Half way along the street is the church. It is small and plain with a roof of tiles and a bell gable that lacks a bell. Over the door is the date 1712. The church is locked; but so far as can be judged from the outer walls it has escaped damage. The “pointed campanile,” however, which is described and figured in older accounts is now no longer to be seen. At the end of the street, on the point that looks towards Sospel, are the ruins of the castle. Only some vaults and some crumbling walls remain; but a gateway of stone with a pointed arch still stands unmoved amidst the chaos of destruction. Many houses are little more than a shell of bricks, but the greater number seem to have suffered little. They are closed. The doors, the window frames and the sun-shutters are grey, because in thirty-three years every trace of paint has vanished. Many of the windows are still glazed.

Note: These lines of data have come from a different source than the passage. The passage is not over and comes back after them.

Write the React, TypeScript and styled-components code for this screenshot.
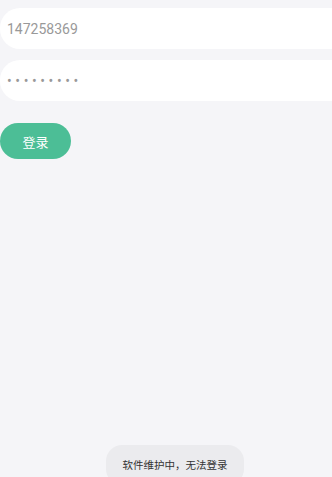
import styled, { createGlobalStyle } from 'styled-components';

const GlobalStyle = createGlobalStyle`
  html, body {
    margin: 0;
    padding: 0;
    background: #f5f5f8;
    overflow: hidden;
  }
  body {
    font-family: Roboto, "Noto Sans CJK SC", sans-serif;
  }
`;

const Page = styled.div`
  width: 100%;
  height: 477px;
  display: flex;
  flex-direction: column;
  padding-top: 8px;
  box-sizing: border-box;
`;

const Field = styled.input`
  width: 100%;
  height: 41px;
  box-sizing: border-box;
  border: none;
  outline: none;
  border-radius: 20px 0 0 20px;
  background: #ffffff;
  padding: 0 0 0 7px;
  font-family: Roboto, "Noto Sans CJK SC", sans-serif;
  font-size: 14px;
  color: #999999;
  letter-spacing: ${(p) => (p.type === 'password' ? '3.6px' : '0')};
  & + & {
    margin-top: 11px;
  }
`;

const LoginButton = styled.button`
  margin-top: 22px;
  width: 71px;
  height: 36px;
  border: none;
  border-radius: 18px;
  background: #4cbe96;
  color: #ffffff;
  font-family: "Noto Sans CJK SC", sans-serif;
  font-size: 13px;
  padding: 0;
`;

const Toast = styled.div`
  position: fixed;
  left: 106px;
  top: 445px;
  width: 138px;
  height: 40px;
  border-radius: 16px;
  background: #ebebee;
  color: #333333;
  font-family: "Noto Sans CJK SC", sans-serif;
  font-size: 10.5px;
  display: flex;
  justify-content: center;
  padding-top: 12px;
  box-sizing: border-box;
`;

export default function App() {
  return (
    <>
      <GlobalStyle />
      <Page>
        <Field type="text" defaultValue="147258369" />
        <Field type="password" defaultValue="123456789" />
        <div>
          <LoginButton>登录</LoginButton>
        </div>
      </Page>
      <Toast>软件维护中，无法登录</Toast>
    </>
  );
}
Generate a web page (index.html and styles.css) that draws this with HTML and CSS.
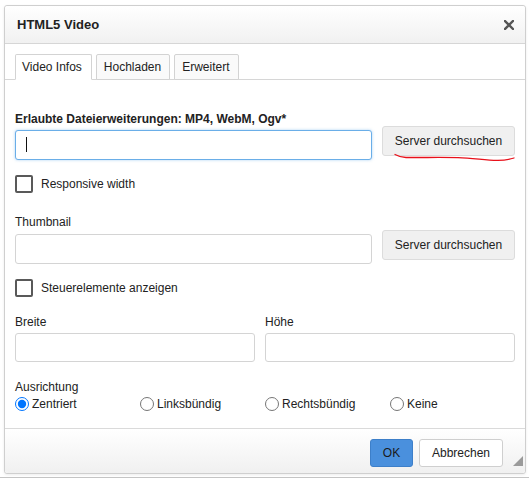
FILE: index.html
```
<!DOCTYPE html>
<html lang="de">
<head>
<meta charset="utf-8">
<title>HTML5 Video</title>
<link rel="stylesheet" href="styles.css">
</head>
<body>
<div class="dialog">
  <div class="titlebar">
    <span class="title">HTML5 Video</span>
    <svg class="close" width="10" height="10" viewBox="0 0 10 10"><path d="M1 1L9 9M9 1L1 9" stroke="#555" stroke-width="2.4" stroke-linecap="square"/></svg>
  </div>
  <div class="tabs">
    <div class="tab active">Video Infos</div>
    <div class="tab">Hochladen</div>
    <div class="tab">Erweitert</div>
  </div>
  <div class="content">
    <div class="row first">
      <div class="col">
        <div class="label bold">Erlaubte Dateierweiterungen: MP4, WebM, Ogv*</div>
        <div class="field-wrap">
          <input class="field focused" type="text">
          <span class="caret"></span>
        </div>
      </div>
      <div class="browse-wrap">
        <button class="btn browse">Server durchsuchen</button>
        <svg class="scribble" width="124" height="10" viewBox="0 0 124 10"><path d="M2 1.5 C5 3.2 8 4.3 13 4.5 C30 4.6 50 4.3 65 4.6 C80 5 92 7.2 104 7.4 C111 7.5 116 6.6 121 5" fill="none" stroke="#e8101a" stroke-width="1.3" stroke-linecap="round"/></svg>
      </div>
    </div>
    <div class="check cb1"><span class="box"></span><span>Responsive width</span></div>
    <div class="row second">
      <div class="col">
        <div class="label">Thumbnail</div>
        <input class="field" type="text">
      </div>
      <div class="browse-wrap">
        <button class="btn browse">Server durchsuchen</button>
      </div>
    </div>
    <div class="check cb2"><span class="box"></span><span>Steuerelemente anzeigen</span></div>
    <div class="dims">
      <div class="col">
        <div class="label">Breite</div>
        <input class="field" type="text">
      </div>
      <div class="col">
        <div class="label">Höhe</div>
        <input class="field" type="text">
      </div>
    </div>
    <div class="label align-label">Ausrichtung</div>
    <div class="radios">
      <label class="radio"><input type="radio" name="a" checked><span>Zentriert</span></label>
      <label class="radio"><input type="radio" name="a"><span>Linksbündig</span></label>
      <label class="radio"><input type="radio" name="a"><span>Rechtsbündig</span></label>
      <label class="radio"><input type="radio" name="a"><span>Keine</span></label>
    </div>
  </div>
  <div class="footer">
    <button class="btn ok">OK</button>
    <button class="btn cancel">Abbrechen</button>
    <svg class="resize" width="10" height="10" viewBox="0 0 10 10"><path d="M10 0L10 10L0 10Z" fill="#9a9a9a"/></svg>
  </div>
</div>
<div class="page-line"></div>
</body>
</html>
```
FILE: styles.css
```
html, body {
  margin: 0;
  padding: 0;
  background: #ffffff;
}
body {
  font-family: "Liberation Sans", Arial, sans-serif;
  font-size: 12px;
  color: #222;
  padding: 5px 0 0 4px;
  width: 529px;
  height: 479px;
  box-sizing: border-box;
  overflow: hidden;
}
.dialog {
  width: 522px;
  height: 469px;
  box-sizing: border-box;
  border: 1px solid #cfcfcf;
  border-radius: 3px;
  background: #fff;
  display: flex;
  flex-direction: column;
  box-shadow: 0 1px 3px rgba(0,0,0,0.08);
}
.titlebar {
  height: 37px;
  flex: none;
  border-bottom: 1px solid #d6d6d6;
  background: linear-gradient(#ffffff, #f1f1f1);
  display: flex;
  align-items: center;
  justify-content: space-between;
  padding: 0 11px 0 12px;
  border-radius: 3px 3px 0 0;
}
.title {
  font-weight: bold;
  font-size: 13px;
  color: #222;
}
.close { display: block; }
.tabs {
  display: flex;
  flex: none;
  gap: 4px;
  padding: 10px 10px 0;
  border-bottom: 1px solid #d6d6d6;
}
.tab {
  height: 26px;
  box-sizing: border-box;
  line-height: 24px;
  padding: 0 8px 0 7px;
  border: 1px solid #d3d3d3;
  border-radius: 2px 2px 0 0;
  background: #fafafa;
  margin-bottom: -1px;
  color: #222;
}
.tab.active {
  background: #fff;
  border-bottom-color: #fff;
  padding: 0 9px 0 6px;
}
.content {
  flex: 1;
  padding: 31px 10px 0 10px;
}
.label {
  line-height: 16px;
  color: #222;
}
.bold { font-weight: bold; }
.row {
  display: flex;
  align-items: flex-end;
  gap: 10px;
}
.col {
  display: flex;
  flex-direction: column;
}
.row .col { width: 357px; }
.field {
  display: block;
  width: 100%;
  height: 30px;
  box-sizing: border-box;
  border: 1px solid #d4d4d4;
  border-radius: 3px;
  background: #fff;
  margin: 0;
  padding: 0 8px;
  font: inherit;
  outline: none;
}
.first .label { margin-bottom: 3px; }
.second .label { margin-bottom: 4px; }
.field-wrap { position: relative; }
.field.focused {
  border-color: #6aaee8;
  box-shadow: 0 0 3px rgba(102, 170, 232, 0.55);
}
.caret {
  position: absolute;
  left: 11px;
  top: 7px;
  width: 1px;
  height: 15px;
  background: #111;
}
.browse-wrap {
  position: relative;
  margin-bottom: 4px;
}
.btn {
  font-family: "Liberation Sans", Arial, sans-serif;
  font-size: 12px;
  color: #222;
  margin: 0;
  cursor: default;
}
.browse {
  display: block;
  width: 133px;
  height: 30px;
  border: 1px solid #dcdcdc;
  border-radius: 3px;
  background: #f0f0f0;
  padding: 0;
}
.scribble {
  position: absolute;
  left: 11px;
  top: 27px;
}
.check {
  display: flex;
  align-items: center;
  gap: 8px;
  height: 18px;
  line-height: 16px;
}
.box {
  width: 18px;
  height: 18px;
  box-sizing: border-box;
  border: 2px solid #595959;
  border-radius: 2px;
  background: #fff;
}
.cb1 { margin-top: 15px; margin-bottom: 21px; }
.cb2 { margin-top: 15px; margin-bottom: 17px; }
.dims {
  display: grid;
  grid-template-columns: 240px 250px;
  gap: 10px;
}
.dims .label { margin-bottom: 3px; }
.dims .field { height: 29px; }
.align-label { margin-top: 17px; }
.radios {
  display: grid;
  grid-template-columns: repeat(4, 1fr);
  margin-top: 1px;
}
.radio {
  display: flex;
  align-items: center;
  gap: 3px;
  height: 16px;
}
.radio input {
  width: 14px;
  height: 14px;
  margin: 0;
}
.footer {
  height: 45px;
  flex: none;
  box-sizing: border-box;
  border-top: 1px solid #dadada;
  background: linear-gradient(#ffffff, #f0f0f0);
  display: flex;
  align-items: flex-end;
  justify-content: flex-end;
  padding: 0 2px 6px 0;
  border-radius: 0 0 3px 3px;
}
.footer .btn {
  height: 28px;
  border-radius: 3px;
  padding: 0;
}
.ok {
  width: 43px;
  background: #4a90dd;
  border: 1px solid #3d7fc9;
  color: #1a1a1a;
}
.cancel {
  width: 84px;
  margin-left: 6px;
  background: #fff;
  border: 1px solid #cfcfcf;
}
.resize {
  display: block;
  margin-left: 10px;
  margin-bottom: 1px;
}
.page-line {
  height: 1px;
  background: #c4c4c4;
  margin: 3px 0 0 -4px;
  width: 529px;
}
```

To one house clings a precarious balcony of wood with half of its rail intact. A few of the dwellings are doorless and it is possible to mount stairs laden with débris, to enter rooms which seem to have been but recently left and to climb down into hollow chambers echoing with mystery and suspicion. One front door has a slit for letters—open as if awaiting the postman. It is a trivial feature and yet it seems the most pitiable mockery in the whole of this street of dead things.
 
CASTILLON: THE MAIN STREET AND CHURCH DOOR.
The desolation of the little town is unutterable. If it were a total ruin the human element would be lost; but it is so little a ruin, so like a living village of to-day—with the ashes of the kitchen fire still on the hearth—that it remains even now a vivid embodiment of a place dumb with panic and the fear of death.